Vendo o desmatamento quase incontrolável da Amazônia, e preocupados com a reconstrução da rodovia BR-319 que liga Manaus a Porto Velho, um grupo de pesquisadores do Instituto Nacional de Pesquisas da Amazônia (INPA) fez um estudo prevendo o aumento do desmatamento e o aumento da emissão de CO2 (gás carbônico) caso a estrada seja aberta e asfaltada. Eles modelaram cenários onde há a construção da rodovia e cenários onde tentam mitigar os impactos criando unidades de conservação (UC). Os cenários são: (1) sem a construção da BR-319; (2) com a construção da BR-319, (3) igual ao item 1, porém com a criação de unidades de conservação, (4) igual ao item 2, porém sem a criação de unidade de conservação.
Os modelos demonstraram um aumento de desmatamento de 130% na Amazônia até o ano de 2030 caso a estrada seja reaberta e de 108% se houver a criação de unidades de conservação. A emissão de CO2 aumenta em 53% devido à construção da BR-319 e em 19% considerando a criação de unidades de conservação. Os resultados mostram que, embora a criação de áreas protegidas diminuir um pouco o desmatamento total e a emissão de CO2, o impacto da estrada é tão severo que apenas a criação de UCs não parecem ser satisfatórios para a minimização de danos.
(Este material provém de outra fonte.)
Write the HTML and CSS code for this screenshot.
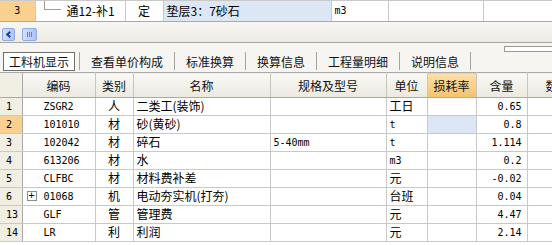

Os impactos causados pelas estradas vão muito além do impacto direto, como o atropelamento de fauna. As estradas são um importante vetor de desmatamento e também a causa de vários outros efeitos associados, incluindo o aumento da emissão do CO2, gás causador do famigerado efeito estufa. Será que com esse argumento conseguimos convencer os órgãos planejadores e a sociedade de que as construções de rodovias, assim como a avaliação da sua necessidade, devem ser mais bem planejadas?